- Girl Guide Association of Venezuela
- Country: Venezuela
- Founded: 1958
- Membership: 522
- Affiliation: World Association of Girl Guides and Girl Scouts
- Website http://www.guiasscoutsvenezuela.org.ve/

= Asociación de Guías Scouts de Venezuela =

Guide scout organization of Venezuela

The Asociación de Guías Scouts de Venezuela (AGSV, Association of Guide Scouts of Venezuela) is the national Guiding organization of Venezuela. It serves 600 members (approximately).
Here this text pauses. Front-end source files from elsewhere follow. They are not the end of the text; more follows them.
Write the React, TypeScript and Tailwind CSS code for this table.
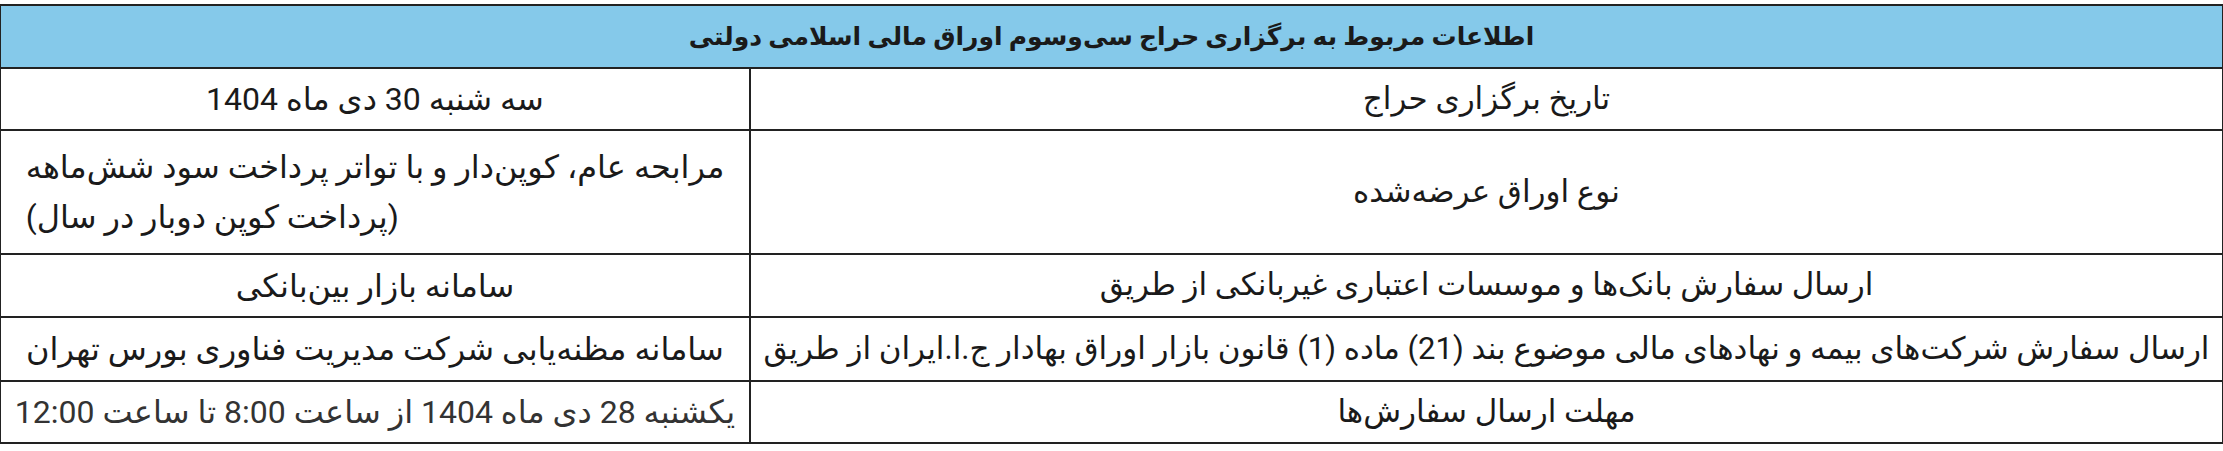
const rows: { label: string; value: React.ReactNode; h: string; align?: string; tone?: string }[] = [
  { label: "تاریخ برگزاری حراج", value: "سه شنبه 30 دی ماه 1404", h: "h-[62px]" },
  {
    label: "نوع اوراق عرضه‌شده",
    value: (
      <>
        مرابحه عام، کوپن‌دار و با تواتر پرداخت سود شش‌ماهه
        <br />
        (پرداخت کوپن دوبار در سال)
      </>
    ),
    h: "h-[124px]",
    align: "text-left",
  },
  {
    label: "ارسال سفارش بانک‌ها و موسسات اعتباری غیربانکی از طریق",
    value: "سامانه بازار بین‌بانکی",
    h: "h-[63px]",
  },
  {
    label: "ارسال سفارش شرکت‌های بیمه و نهادهای مالی موضوع بند (21) ماده (1) قانون بازار اوراق بهادار ج.ا.ایران از طریق",
    value: "سامانه مظنه‌یابی شرکت مدیریت فناوری بورس تهران",
    h: "h-[64px]",
  },
  {
    label: "مهلت ارسال سفارش‌ها",
    value: "یکشنبه 28 دی ماه 1404 از ساعت 8:00 تا ساعت 12:00",
    h: "h-[62px]",
    tone: "text-[#333]",
  },
];

export default function App() {
  return (
    <div
      dir="rtl"
      className="w-[2223px] h-[451px] bg-white pt-[4px] text-[#1a1a1a] overflow-hidden"
      style={{ fontFamily: 'Roboto, "DejaVu Sans", sans-serif' }}
    >
      <div className="border-t-2 border-x border-[#222]">
        <div className="h-[63px] border-b-2 border-[#222] bg-[#85c9ea] flex items-center justify-center text-[25px] font-bold">
          اطلاعات مربوط به برگزاری حراج سی‌وسوم اوراق مالی اسلامی دولتی
        </div>
        {rows.map((r, i) => (
          <div key={i} className={`grid grid-cols-[minmax(0,1fr)_748px] border-b-2 border-[#222] ${r.h}`}>
            <div className="min-w-0 border-l-2 border-[#222] flex items-center justify-center text-center text-[31px] whitespace-nowrap overflow-hidden">
              {r.label}
            </div>
            <div className={`min-w-0 flex items-center justify-center text-[32px] leading-[50px] whitespace-nowrap overflow-hidden ${r.tone ?? ""}`}>
              <span className={r.align ?? "text-center"}>{r.value}</span>
            </div>
          </div>
        ))}
      </div>
    </div>
  );
}
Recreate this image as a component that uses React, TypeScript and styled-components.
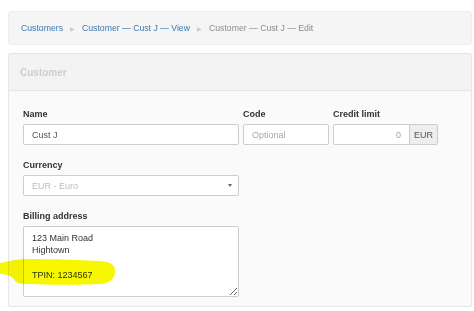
import React from 'react';
import styled, { createGlobalStyle } from 'styled-components';

const GlobalStyle = createGlobalStyle`
  html, body {
    margin: 0;
    padding: 0;
    background: #ffffff;
    font-family: 'Liberation Sans', Arial, sans-serif;
    font-size: 9px;
    color: #333333;
  }
  * {
    box-sizing: border-box;
  }
`;

const Page = styled.div`
  position: relative;
  width: 474px;
  height: 311px;
  padding: 11px 2px 0 8px;
  overflow: hidden;
`;

const Breadcrumb = styled.ol`
  display: flex;
  align-items: center;
  height: 34px;
  margin: 0 0 8px;
  padding: 0 12px;
  list-style: none;
  background: #f5f5f5;
  border: 1px solid #ececec;
  border-radius: 3px;
  font-size: 8.7px;
`;

const Crumb = styled.li<{ $active?: boolean }>`
  color: ${(p) => (p.$active ? '#8c8c8c' : '#3d78b0')};
  white-space: nowrap;
`;

const Sep = styled.span`
  margin: 0 7px;
  color: #cccccc;
  font-size: 6px;
`;

const Panel = styled.section`
  border: 1px solid #e6e6e6;
  border-radius: 2px;
  background: #fafafa;
  height: 254px;
`;

const PanelHeading = styled.div`
  display: flex;
  align-items: center;
  height: 37px;
  padding: 0 11px;
  background: #f3f3f3;
  border-bottom: 1px solid #e6e6e6;
  color: #cdcdcd;
  font-weight: bold;
  font-size: 10px;
`;

const PanelBody = styled.div`
  display: flex;
  flex-direction: column;
  gap: 15px;
  padding: 18px 14px 0;
`;

const Row = styled.div`
  display: flex;
  gap: 4px;
`;

const Field = styled.div<{ $width: number }>`
  display: flex;
  flex-direction: column;
  width: ${(p) => p.$width}px;
`;

const Label = styled.label`
  font-weight: bold;
  color: #333333;
  line-height: 11px;
  margin-bottom: 4px;
`;

const Input = styled.input<{ $right?: boolean }>`
  width: 100%;
  height: 21px;
  padding: 0 8px;
  border: 1px solid #cccccc;
  border-radius: 2px;
  background: #ffffff;
  font: inherit;
  color: #555555;
  text-align: ${(p) => (p.$right ? 'right' : 'left')};
  outline: none;
  &::placeholder {
    color: #a8a8a8;
  }
`;

const Group = styled.div`
  display: flex;
  height: 21px;
`;

const GroupInput = styled(Input)`
  flex: 1;
  border-radius: 2px 0 0 2px;
  color: #a8a8a8;
`;

const Addon = styled.span`
  display: flex;
  align-items: center;
  justify-content: center;
  width: 28px;
  border: 1px solid #cccccc;
  border-left: none;
  border-radius: 0 2px 2px 0;
  background: #eeeeee;
  color: #555555;
`;

const Select = styled.div`
  display: flex;
  align-items: center;
  justify-content: space-between;
  height: 21px;
  padding: 0 6px 0 8px;
  border: 1px solid #cccccc;
  border-radius: 2px;
  background: #ffffff;
  color: #bdbdbd;
`;

const Caret = styled.span`
  width: 0;
  height: 0;
  border-left: 2.5px solid transparent;
  border-right: 2.5px solid transparent;
  border-top: 3.5px solid #666666;
`;

const TextArea = styled.textarea`
  width: 100%;
  height: 71px;
  padding: 5px 8px;
  border: 1px solid #cccccc;
  border-radius: 2px;
  background: #ffffff;
  font: inherit;
  line-height: 12.4px;
  color: #333333;
  resize: both;
  outline: none;
`;

const Highlight = styled.svg`
  position: absolute;
  left: 0;
  top: 255px;
  pointer-events: none;
  mix-blend-mode: multiply;
`;

export default function App() {
  return (
    <>
      <GlobalStyle />
      <Page>
        <Breadcrumb>
          <Crumb>Customers</Crumb>
          <Sep>▶</Sep>
          <Crumb>Customer — Cust J — View</Crumb>
          <Sep>▶</Sep>
          <Crumb $active>Customer — Cust J — Edit</Crumb>
        </Breadcrumb>
        <Panel>
          <PanelHeading>Customer</PanelHeading>
          <PanelBody>
            <Row>
              <Field $width={216}>
                <Label>Name</Label>
                <Input defaultValue="Cust J" />
              </Field>
              <Field $width={86}>
                <Label>Code</Label>
                <Input placeholder="Optional" />
              </Field>
              <Field $width={105}>
                <Label>Credit limit</Label>
                <Group>
                  <GroupInput $right defaultValue="0" />
                  <Addon>EUR</Addon>
                </Group>
              </Field>
            </Row>
            <Row>
              <Field $width={216}>
                <Label>Currency</Label>
                <Select>
                  <span>EUR - Euro</span>
                  <Caret />
                </Select>
              </Field>
            </Row>
            <Row>
              <Field $width={216}>
                <Label>Billing address</Label>
                <TextArea defaultValue={'123 Main Road\nHightown\n\nTPIN: 1234567'} />
              </Field>
            </Row>
          </PanelBody>
        </Panel>
        <Highlight width="120" height="34" viewBox="0 0 120 34">
          <path
            d="M0 8 C10 6 18 4 30 4 C55 4 80 5 100 6 C110 7 115 9 115 16 C115 24 110 28 100 29 C80 30 50 30 30 29 C20 29 15 28 14 24 C10 20 5 19 0 19 Z"
            fill="#f7f700"
          />
        </Highlight>
      </Page>
    </>
  );
}
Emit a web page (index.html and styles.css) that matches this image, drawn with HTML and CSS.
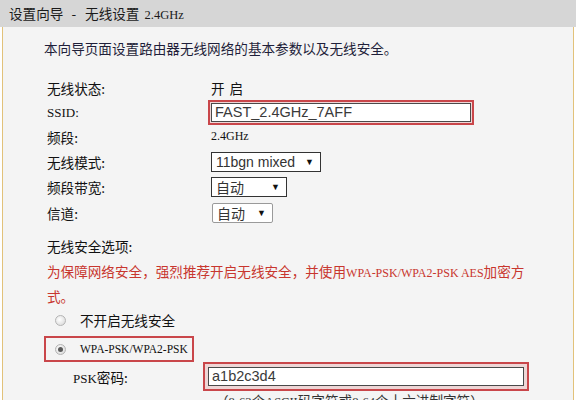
FILE: index.html
```html
<!DOCTYPE html>
<html lang="zh-CN">
<head>
  <meta charset="UTF-8">
  <title>设置向导 - 无线设置 2.4GHz</title>
  <link rel="stylesheet" href="styles.css">
</head>
<body>
  <div class="panel">
    <div class="panel-title">设置向导<span class="dash">-</span>无线设置 <span class="latin">2.4GHz</span></div>
    <div class="panel-body">
      <p class="intro">本向导页面设置路由器无线网络的基本参数以及无线安全。</p>

      <div class="form">
        <div class="row r1">
          <span class="label">无线状态:</span>
          <span class="value spaced">开启</span>
        </div>
        <div class="row r2">
          <span class="label latin">SSID:</span>
          <span class="hl hl-ssid"><span class="field">FAST_2.4GHz_7AFF</span></span>
        </div>
        <div class="row r3">
          <span class="label">频段:</span>
          <span class="value latin small">2.4GHz</span>
        </div>
        <div class="row r4">
          <span class="label">无线模式:</span>
          <span class="select sel-mode">11bgn mixed<i>▼</i></span>
        </div>
        <div class="row r5">
          <span class="label">频段带宽:</span>
          <span class="select sel-band">自动<i>▼</i></span>
        </div>
        <div class="row r6">
          <span class="label">信道:</span>
          <span class="select sel-chan">自动<i>▼</i></span>
        </div>
      </div>

      <div class="section-title">无线安全选项:</div>
      <p class="warn">为保障网络安全，强烈推荐开启无线安全，并使用<span class="latin">WPA-PSK/WPA2-PSK AES</span>加密方式。</p>

      <div class="option opt-off">
        <span class="radio"></span>
        <span>不开启无线安全</span>
      </div>
      <div class="option opt-wpa">
        <span class="hl-opt">
          <span class="radio checked"></span>
          <span class="latin">WPA-PSK/WPA2-PSK</span>
        </span>
      </div>
      <div class="psk-row">
        <span class="label"><span class="latin">PSK</span>密码:</span>
        <span class="hl hl-psk"><span class="field">a1b2c3d4</span></span>
      </div>
      <div class="hint">（<span class="latin">8-63</span>个<span class="latin">ASCII</span>码字符或<span class="latin">8-64</span>个十六进制字符）</div>
    </div>
  </div>
</body>
</html>
```

FILE: styles.css
```css
body {
  margin: 0;
  background: #ffffff;
  font-family: "Noto Sans CJK SC", "Noto Sans", sans-serif;
  font-size: 13.6px;
  color: #111;
  overflow: hidden;
}

.latin {
  font-family: "Liberation Serif", "Noto Sans CJK SC", serif;
  font-size: 13px;
}

.panel {
  width: 576px;
}

.panel-title {
  height: 27px;
  line-height: 26px;
  background: #d6d6d6;
  padding-left: 9px;
  color: #1a1a1a;
}

.panel-title .dash {
  margin: 0 9px 0 8px;
}

.panel-title .latin {
  margin-left: 2px;
  font-size: 12.5px;
}

.panel-body {
  margin-left: 2px;
  width: 572px;
  height: 380px;
  border-left: 1px solid #e2c27a;
  border-right: 1px solid #e2c27a;
  background: #f4f4f4;
  padding-left: 41px;
  box-sizing: border-box;
}

.intro {
  margin: 0;
  height: 49px;
  line-height: 42px;
  color: #1f1f3a;
}

.form {
  display: flex;
  flex-direction: column;
}

.row {
  display: grid;
  grid-template-columns: 164px 1fr;
  align-items: center;
  padding-left: 3px;
}

.r1 { height: 24px; }
.r2 { height: 24px; }
.r3 { height: 25px; }
.r4 { height: 25px; }
.r5 { height: 25px; }
.r6 { height: 28px; }

.spaced {
  letter-spacing: 5px;
}

.value.small {
  font-size: 12px;
}

.hl {
  display: inline-flex;
  border: 2px solid #c9464a;
  padding: 1px;
  background: #eed6d6;
  box-sizing: border-box;
  margin-left: -3px;
}

.hl-ssid {
  width: 266px;
  height: 25px;
}

.field {
  flex: 1;
  background: #fff;
  border: 1px solid #4a4a4a;
  font-family: "Liberation Sans", Arial, sans-serif;
  font-size: 14.5px;
  line-height: 17px;
  padding-left: 3px;
  color: #3a3a3a;
}

.select {
  display: inline-flex;
  align-items: center;
  justify-content: space-between;
  box-sizing: border-box;
  height: 20px;
  border: 1px solid #333;
  background: #fff;
  padding: 0 6px 0 4px;
  font-family: "Liberation Sans", "Noto Sans CJK SC", sans-serif;
  font-size: 14px;
  color: #333;
}

.select i {
  font-style: normal;
  font-size: 9px;
  color: #111;
}

.sel-mode { width: 110px; }
.sel-band { width: 76px; }
.sel-chan {
  width: 61px;
  border-color: #9a9a9a;
  border-radius: 2px;
  margin-left: 1px;
}

.section-title {
  height: 31px;
  line-height: 38px;
  padding-left: 3px;
}

.warn {
  margin: 0;
  padding: 2px 0 0 3px;
  width: 488px;
  height: 46px;
  line-height: 23px;
  color: #c8362e;
}

.warn .latin {
  font-size: 12px;
}

.option {
  display: flex;
  align-items: center;
  height: 28px;
  gap: 14px;
  padding-left: 11px;
}

.radio {
  flex: none;
  width: 11px;
  height: 11px;
  border-radius: 50%;
  border: 1px solid #b4b4b4;
  background: radial-gradient(circle at 40% 40%, #ffffff, #d4d4d4);
  box-sizing: border-box;
  position: relative;
}

.radio.checked::after {
  content: "";
  position: absolute;
  left: 2px;
  top: 2px;
  width: 5px;
  height: 5px;
  border-radius: 50%;
  background: #5a5a5a;
}

.opt-wpa {
  align-items: flex-end;
}

.hl-opt {
  display: flex;
  align-items: center;
  gap: 14px;
  margin-left: -11px;
  padding: 0 0 0 9px;
  width: 150px;
  height: 26px;
  border: 2px solid #c9464a;
  box-sizing: border-box;
}

.hl-opt .latin {
  font-size: 11.5px;
}

.psk-row {
  display: grid;
  grid-template-columns: 133px 1fr;
  align-items: center;
  height: 29px;
  padding-left: 29px;
}

.hl-psk {
  width: 326px;
  height: 29px;
  padding: 3px;
}

.hint {
  padding-left: 171px;
  line-height: 16px;
  margin-top: 1px;
  color: #333;
}

.hint .latin {
  font-size: 12.5px;
}
```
Founded in 1958, the girls-only organization became a full member of the World Association of Girl Guides and Girl Scouts in 1966.

==Program and ideals==
The association is divided in four sections according to age:
- Margaritas - ages 4 to 5
- Haditas - ages 6 to 10
- Guías Menores - ages 10 to 14
- Guías Mayores - ages 15 to 20

===Guide Promise===

Yo prometo por mi honor, hacer cuanto de mí dependa,
para cumplir con mi deber hacia Dios y mi patria,
ser útil al prójimo en todo momento,
y obedecer la Ley Guía.

===Guide Law===
1. La Guía es leal y merece confianza.
2. La Guía es útil y ayuda a otros.
3. La Guía es comprensiva y generosa.
4. La Guía es hermana de toda muchacha Guía.
5. La Guía es cortés.
6. La Guía ve en la naturaleza la obra de Dios, y la protege.
7. La Guía sabe obedecer.
8. La Guía es valiente y animosa en sus dificultades.
9. La Guía es económica y ordenada.
10. La Guía es pura en lo que piensa, dice y hace.